We’re so happy at the studio. We just got I don’t know how many of the t-shirts you see in the picture. These are the ones I made for Elle UK… Okay, made, you know what i mean… I did the illustration – I have no idea how to sew, or spin cotton (oh man, this post is off to a good start… Here we go).
We started by having a little in-home fashion show (yep, because Studio + Home = Same place), and then we thought about how awesome it would be to send some to our friends, and then we thought it’d be awesome to send some to you, seeing as most of you don’t live in the UK and can’t buy them with the magazine. But seeing as we can’t send one to everyone in the world, we thought it’d be awesome if we put together a little contest. And then we thought that it’d be awesome if we stopped using the word awesome all the time.
We made the t-shirt picture and then tried to figure out how to make the contest as fun as we could.
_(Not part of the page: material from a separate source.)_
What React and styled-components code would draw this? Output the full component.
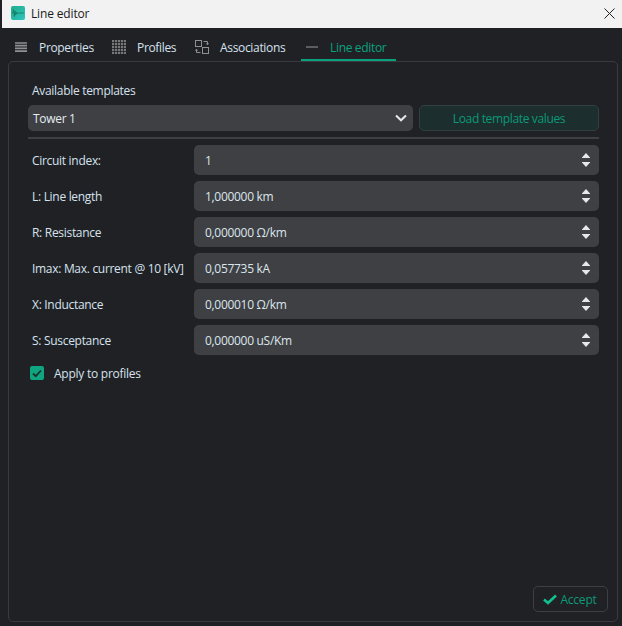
import React from "react";
import styled, { createGlobalStyle } from "styled-components";

const Global = createGlobalStyle`
  html, body { margin: 0; padding: 0; background: #202125; }
  body { font-family: "Open Sans", "Noto Sans", "Liberation Sans", sans-serif; font-size: 12px; }
  * { box-sizing: border-box; }
`;

const Window = styled.div`
  width: 622px;
  height: 626px;
  display: flex;
  flex-direction: column;
  background: #202125;
  padding-left: 2px;
  overflow: hidden;
`;

const TitleBar = styled.header`
  height: 28px;
  flex: none;
  background: #f2f2f2;
  display: flex;
  align-items: center;
  padding: 0 7px 2px 9px;
  color: #1a1a1a;
  font-size: 12px;
`;

const AppIcon = styled.svg`
  width: 14px;
  height: 14px;
  margin-right: 6px;
  flex: none;
`;

const TitleText = styled.span`
  flex: 1;
  letter-spacing: -0.15px;
`;

const Tabs = styled.nav`
  height: 33px;
  flex: none;
  display: flex;
  align-items: stretch;
  padding-left: 12px;
`;

const Tab = styled.div`
  display: flex;
  align-items: center;
  gap: ${(p) => p.$gap}px;
  width: ${(p) => p.$w}px;
  padding: 8px 0 0 ${(p) => p.$pad}px;
  font-size: 12px;
  letter-spacing: -0.33px;
  color: ${(p) => (p.$active ? "#0aa27e" : "#d6e2ee")};
  border-bottom: 2px solid ${(p) => (p.$active ? "#0aa27e" : "transparent")};
  height: 33px;
`;

const TabIcon = styled.svg`
  flex: none;
  display: block;
  margin-top: -2px;
`;

const Panel = styled.main`
  flex: none;
  width: 610px;
  height: 561px;
  margin-left: 6px;
  border: 1px solid #3a3b3f;
  border-radius: 5px;
  padding: 21px 18px 0 19px;
  display: flex;
  flex-direction: column;
  position: relative;
`;

const HeadLabel = styled.div`
  font-size: 12px;
  letter-spacing: -0.3px;
  color: #d6e2ee;
  height: 16px;
  line-height: 16px;
  padding-left: 4px;
  margin-bottom: 6px;
`;

const TemplateRow = styled.div`
  display: flex;
  gap: 6px;
  height: 26px;
`;

const Combo = styled.div`
  width: 385px;
  background: #3f4043;
  border-radius: 5px;
  display: flex;
  align-items: center;
  justify-content: space-between;
  padding: 0 6px 0 5px;
  color: #e4ecf2;
  letter-spacing: -0.3px;
`;

const LoadButton = styled.button`
  width: 180px;
  background: #1c2e2d;
  border: 1px solid #31403f;
  border-radius: 5px;
  color: #0a9a78;
  font: inherit;
  font-size: 12px;
  letter-spacing: -0.35px;
  padding: 0;
`;

const Divider = styled.hr`
  border: 0;
  height: 2px;
  background: #3e3f42;
  margin: 6px 0;
`;

const Fields = styled.div`
  display: flex;
  flex-direction: column;
  gap: 6px;
`;

const FieldRow = styled.div`
  display: grid;
  grid-template-columns: 166px 405px;
  height: 30px;
  align-items: center;
`;

const FieldLabel = styled.label`
  padding-left: 4px;
  color: #d6e2ee;
  letter-spacing: -0.3px;
  white-space: nowrap;
`;

const Spin = styled.div`
  height: 30px;
  background: #3f4043;
  border-radius: 5px;
  display: flex;
  align-items: center;
  justify-content: space-between;
  padding: 0 8px 0 11px;
  color: #dbe6ee;
  letter-spacing: -0.3px;
`;

const SpinArrows = styled.svg`
  width: 10px;
  height: 16px;
  flex: none;
`;

const CheckRow = styled.div`
  display: flex;
  align-items: center;
  gap: 10px;
  height: 16px;
  margin-top: 10px;
  color: #d6e2ee;
  letter-spacing: -0.25px;
`;

const CheckBox = styled.span`
  width: 14px;
  height: 14px;
  margin-left: 2px;
  border-radius: 2px;
  background: #0fa580;
  display: flex;
  align-items: center;
  justify-content: center;
`;

const AcceptButton = styled.button`
  position: absolute;
  right: 9px;
  bottom: 9px;
  width: 75px;
  height: 26px;
  background: transparent;
  border: 1px solid #3e3f43;
  border-radius: 5px;
  color: #0a9a78;
  font: inherit;
  font-size: 12px;
  letter-spacing: -0.2px;
  display: flex;
  align-items: center;
  justify-content: center;
  gap: 3px;
  padding: 0 1px 0 0;
`;

const fields = [
  ["Circuit index:", "1"],
  ["L: Line length", "1,000000 km"],
  ["R: Resistance", "0,000000 Ω/km"],
  ["Imax: Max. current @ 10 [kV]", "0,057735 kA"],
  ["X: Inductance", "0,000010 Ω/km"],
  ["S: Susceptance", "0,000000 uS/Km"],
];

const Arrows = () => (
  <SpinArrows viewBox="0 0 10 16">
    <path d="M5 1 L9 5.5 Q9.2 6 8.6 6 H1.4 Q0.8 6 1 5.5 Z" fill="#e8e8e8" />
    <path d="M5 15 L9 10.5 Q9.2 10 8.6 10 H1.4 Q0.8 10 1 10.5 Z" fill="#e8e8e8" />
  </SpinArrows>
);

export default function App() {
  return (
    <Window>
      <Global />
      <TitleBar>
        <AppIcon viewBox="0 0 14 14">
          <defs>
            <linearGradient id="g" x1="0" y1="0" x2="1" y2="1">
              <stop offset="0" stopColor="#1fae8a" />
              <stop offset="1" stopColor="#2fc4c0" />
            </linearGradient>
          </defs>
          <rect width="14" height="14" rx="2" fill="url(#g)" />
          <path d="M1 7 L2 7 L2.6 3.5 L3.3 10.5 L4 5 L4.6 9 L5.3 6 L6 8 L7 7 H13" stroke="#147a5e" strokeWidth="0.8" fill="none" />
        </AppIcon>
        <TitleText>Line editor</TitleText>
        <svg width="11" height="11" viewBox="0 0 11 11">
          <path d="M.5 .5 L10.5 10.5 M10.5 .5 L.5 10.5" stroke="#222" strokeWidth="1" />
        </svg>
      </TitleBar>
      <Tabs>
        <Tab $w={92} $pad={1} $gap={12}>
          <TabIcon width="12" height="10" viewBox="0 0 12 10">
            <path d="M0 1H12M0 3.7H12M0 6.4H12M0 9.1H12" stroke="#8f9092" strokeWidth="1.7" />
          </TabIcon>
          Properties
        </Tab>
        <Tab $w={80} $pad={6} $gap={11}>
          <TabIcon width="14" height="14" viewBox="0 0 14 14">
            {Array.from({ length: 25 }).map((_, i) => (
              <rect key={i} x={(i % 5) * 3} y={Math.floor(i / 5) * 3} width="2.2" height="2.2" fill="#77787a" />
            ))}
          </TabIcon>
          Profiles
        </Tab>
        <Tab $w={115} $pad={9} $gap={11}>
          <TabIcon width="14" height="14" viewBox="0 0 14 14" fill="none" stroke="#8f9092" strokeWidth="1">
            <rect x=".5" y=".5" width="6" height="6" />
            <rect x="7.5" y="7.5" width="6" height="6" />
            <path d="M8.5 1.5H12.5V4.5M11.3 3.4L12.5 4.8L13.7 3.4M5.5 12.5H1.5V9.5M.3 10.6L1.5 9.2L2.7 10.6" />
          </TabIcon>
          Associations
        </Tab>
        <Tab $active $w={95} $pad={5} $gap={12}>
          <TabIcon width="12" height="2" viewBox="0 0 12 2">
            <path d="M0 1H12" stroke="#9a9b9d" strokeWidth="1" />
          </TabIcon>
          Line editor
        </Tab>
      </Tabs>
      <Panel>
        <HeadLabel>Available templates</HeadLabel>
        <TemplateRow>
          <Combo>
            Tower 1
            <svg width="12" height="8" viewBox="0 0 12 8">
              <path d="M1 1.5 L6 6.3 L11 1.5" stroke="#e8e8e8" strokeWidth="2" fill="none" />
            </svg>
          </Combo>
          <LoadButton>Load template values</LoadButton>
        </TemplateRow>
        <Divider />
        <Fields>
          {fields.map(([l, v]) => (
            <FieldRow key={l}>
              <FieldLabel>{l}</FieldLabel>
              <Spin>
                {v}
                <Arrows />
              </Spin>
            </FieldRow>
          ))}
        </Fields>
        <CheckRow>
          <CheckBox>
            <svg width="10" height="9" viewBox="0 0 10 9">
              <path d="M1 4.5 L3.8 7.2 L9 1.5" stroke="#17322d" strokeWidth="1.8" fill="none" />
            </svg>
          </CheckBox>
          Apply to profiles
        </CheckRow>
        <AcceptButton>
          <svg width="14" height="11" viewBox="0 0 14 11">
            <path d="M1 5.5 L5 9 L13 1.5" stroke="#0fc090" strokeWidth="2.6" fill="none" />
          </svg>
          Accept
        </AcceptButton>
      </Panel>
    </Window>
  );
}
After 8 hours of intense brainstorming (=3mins), we came up with the most awesome fantastic idea (yeah, we really like self-congratulating ourselves. I mean, did you catch the title of the post?)
If you want to win a t-shirt (or even if you don’t want to win a t-shirt, you can join in too), you have to respond to this question:
– What is the worst fashion/beauty/love (so yeah, everything) advice that’s ever been given to you? –
If you can answer in less than 140 characters (what? No, we’re not copying from Twitter!), and as funny as can be, you can submit them to firstname.lastname@example.org ASAP and very soon, we’ll have found some way or another to figure out who gets a t-shirt delivered right to her door with a sweet little note.
And then we can publish your responses on the blog with your name or your handle and we can share all the terrible advice we’ve received…
Tell me if you don’t understand what I’m trying to get across here. I’m at the Studio (= at the house) all morning. I’m going to go get a latte around 10 or 10:30, but otherwise, I should be around. Big hugs!
Oh okay, I can’t leave you with giving you at least one, “You know, best idea is to not worry at all about hair removal, it’ll eventually fall out all on its own. Look at my legs!” —-> My 75 year old next door neighbor, so proud of her smooth calf. Ew.
All right now send me a toooooon of terrible advices, I can’t wait!!!